Following its huge festival success and holding five nominations for the upcoming Academy Awards at the end of February, Green Book is proving to be a hit with critics and audiences alike. Peter Farrelly, the director best known for comical releases Dumb and Dumber and There’s Something About Mary, here takes to the drama genre, presenting a charming anti-racism narrative that promotes the idea of embracing one’s own identity, regardless of what others may think.
This film has not been without controversy, with many of those involved releasing public apologies: starring actor, Viggo Mortensen, for publicly using the n-word in an interview; writer, Nick Vallelonga, for an anti-Islamic tweet; and director, Peter Farrelly, for indecently exposing himself on previous projects. These controversies hang over it. The picture has also faced criticism for not providing a realistic image of its characters, nor their relationship. Yet the film has remained a critical success, problematising just how far we can question the realities of a story that is self-proclaimed to be ‘Inspired by true events’.
“this tour is about more than just the music, as Tony is forced to confront his prejudices”
Set in the 1960s, the film follows Tony Lip (Viggo Mortensen), a narrow-minded, assuredly racist Italian-American who takes a job as a chauffeur for the African-American pianist, Dr. Don Shirley (Mahershala Ali), on his tour of the American Deep South. We come to understand that this tour is about more than just the music, as Tony is forced to confront his prejudices as he witnesses his employer’s daily marginalisation.
This narrative, whilst perfectly charming, is undoubtedly very conservative, especially when compared to other Oscar-nominated films from the past year such as Black Panther and BlacKKKlansman, each providing a more considerate view of the appalling state of today’s race relations. Indeed, it is a shame to see the screen writers refuse to embrace a narrative in which the removal of prejudices is enough. Whilst Dr. Shirley is able to change Tony from racist to a friend, the film seems determined to strike a balance as Tony subsequently ‘helps’ his partner by imposing his own idea of a black identity onto Shirley – namely forcing black musicians and fried chicken onto him. Through presenting Tony as a hero, the film treads dangerously close to a white-saviour narrative, in which the repressed Other is ‘saved’ by the white man.

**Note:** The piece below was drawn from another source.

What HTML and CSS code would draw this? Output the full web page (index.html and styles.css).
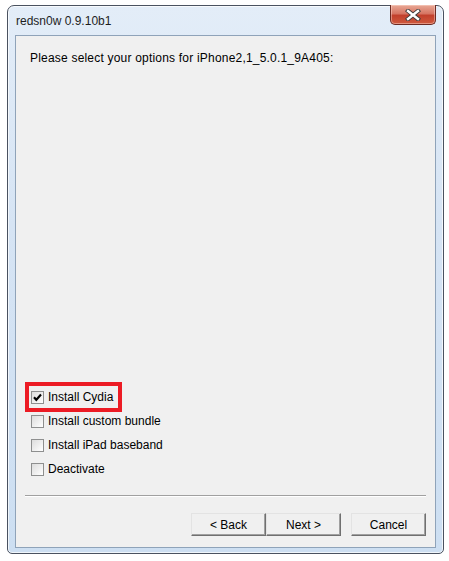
FILE: index.html
```html
<!DOCTYPE html>
<html lang="en">
  <head>
    <meta charset="UTF-8" />
    <meta name="viewport" content="width=device-width, initial-scale=1.0" />
    <title>redsn0w 0.9.10b1</title>
    <link rel="stylesheet" href="styles.css">
  </head>
  <body>
    <div class="window">
      <div class="titlebar">
        <span class="title">redsn0w 0.9.10b1</span>
        <button class="closeBtn" aria-label="Close">
          <svg width="16" height="12" viewBox="0 0 16 12">
            <path d="M3 2 L13 10 M13 2 L3 10" stroke="#3a3a3a" stroke-width="4.2" stroke-linecap="square" />
            <path d="M3 2 L13 10 M13 2 L3 10" stroke="#ffffff" stroke-width="2.4" stroke-linecap="square" />
          </svg>
        </button>
      </div>

      <div class="client">
        <p class="prompt">Please select your options for iPhone2,1_5.0.1_9A405:</p>

        <div class="options">
          <div class="row">
            <label class="option marked">
              <span class="box checked">
                <svg width="9" height="9" viewBox="0 0 9 9">
                  <path d="M1 4.2 L3.3 6.8 L8 1.5" fill="none" stroke="#000" stroke-width="2.1" />
                </svg>
              </span>
              Install Cydia
            </label>
          </div>
          <div class="row">
            <label class="option"><span class="box"></span>Install custom bundle</label>
          </div>
          <div class="row">
            <label class="option"><span class="box"></span>Install iPad baseband</label>
          </div>
          <div class="row">
            <label class="option"><span class="box"></span>Deactivate</label>
          </div>
        </div>

        <hr class="sep" />

        <div class="buttons">
          <button class="btn">&lt; Back</button>
          <button class="btn">Next &gt;</button>
          <button class="btn cancel">Cancel</button>
        </div>
      </div>
    </div>
  </body>
</html>
```

FILE: styles.css
```css
body {
  margin: 0;
  background: #ffffff;
  font-family: "Liberation Sans", Arial, sans-serif;
  font-size: 12px;
  color: #000;
}

.window {
  margin: 5px 0 0 7px;
  width: 437px;
  height: 549px;
  border: 1px solid #4a5260;
  border-radius: 7px 7px 5px 5px;
  background: linear-gradient(#e3edf8, #d6e4f4 40%, #cddff2);
  padding: 0 7px 5px 7px;
  box-sizing: border-box;
  box-shadow: inset 0 0 0 1px rgba(255, 255, 255, 0.7);
}

.titlebar {
  height: 29px;
  display: flex;
  align-items: flex-start;
  justify-content: space-between;
}

.title {
  align-self: center;
  padding-left: 1px;
  color: #1e1e1e;
}

.closeBtn {
  margin-top: -1px;
  width: 46px;
  height: 20px;
  padding: 0;
  border: 1px solid #6b2a22;
  border-top: none;
  border-radius: 0 0 5px 5px;
  background: linear-gradient(#e9a996, #d67563 45%, #c2402c 55%, #cf5a3e);
  box-shadow: inset 0 0 0 1px rgba(255, 220, 210, 0.45);
  display: flex;
  align-items: center;
  justify-content: center;
}

.client {
  height: 513px;
  box-sizing: border-box;
  border: 1px solid #8fa3b9;
  background: #f0f0f0;
  display: flex;
  flex-direction: column;
}

.prompt {
  margin: 14px 0 0 14px;
  line-height: 16px;
  letter-spacing: 0.2px;
}

.options {
  margin-top: auto;
  padding-left: 15px;
}

.row {
  height: 24px;
  display: flex;
  align-items: center;
}

.option {
  height: 18px;
  display: inline-flex;
  align-items: center;
  gap: 4px;
}

.option.marked {
  outline: 4px solid #ec1b24;
  outline-offset: 2px;
  padding-right: 3px;
}

.box {
  width: 11px;
  height: 11px;
  border: 1px solid #8e8f8f;
  background: linear-gradient(135deg, #dcdcdc, #ffffff);
  display: inline-flex;
  align-items: center;
  justify-content: center;
}

.sep {
  margin: 14px 9px 0 9px;
  border: none;
  border-top: 1px solid #a0a0a0;
  border-bottom: 1px solid #ffffff;
}

.buttons {
  display: flex;
  justify-content: flex-end;
  padding: 16px 9px 11px 0;
}

.btn {
  width: 75px;
  height: 23px;
  font-family: inherit;
  font-size: 12px;
  color: #000;
  background: #f0f0f0;
  border: 1px solid;
  border-color: #e3e3e3 #707070 #707070 #e3e3e3;
  box-shadow: inset -1px -1px 0 #a0a0a0;
  padding: 0;
}

.btn.cancel {
  margin-left: 10px;
}
```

However, Tony’s actions do appear genuine and selfless as he and Don bond through their own feelings of isolation. This relationship between the lead characters is undoubtedly the film’s biggest success. Comical yet frequently heartfelt, Mortensen’s child-like naivety transforms the initially dislikeable Tony, as he grows from the narrow-minded villain to Shirley’s friend. It is however Ali that completely dominates the film. Bringing all of the class and demeanour necessary to play this complex character, I cannot imagine anyone better suited to the role. The Odd-Couple-like differences between Tony and Don, brilliantly captured in Sean Porter’s cinematography, provide a heart-warming relationship that shows that even the seemingly worst people have a capacity for good.
“the film lessens the notions of apartheid as a whole, instead focussing on one man’s experience through Tony’s white-washed eyes”
Considering the diversity of American show business at the time, this film very much places Don as the Other, with some genuinely hard to watch scenes in which he is humiliated due to his race and swiftly glossed-over sexuality. Climaxing in a heartfelt yet extremely clichéd conversation in the rain, Don speaks out about the injustices that he is subjected to daily, acting as a grim reminder of the size of the problem of racism. It is only in the background of the narrative that we see servants, slaves and sun-down towns, as the film lessens the notions of apartheid as a whole, instead focussing on one man’s experience through Tony’s white-washed eyes.
Whilst these sections of a wider narrative have been played down, Green Book’s focus on the unlikely friendship of its leads remains perfectly entertaining. With some excellent acting and a refreshing change in direction for Farrelly, there can be no doubt that this picture deserves to win awards. Yet to see it take home the Oscar for Best Picture, in amongst films that portray a far more nuanced view on race and identity, would unfortunately show that Hollywood still has a long way to go in order to truly diversify cinema.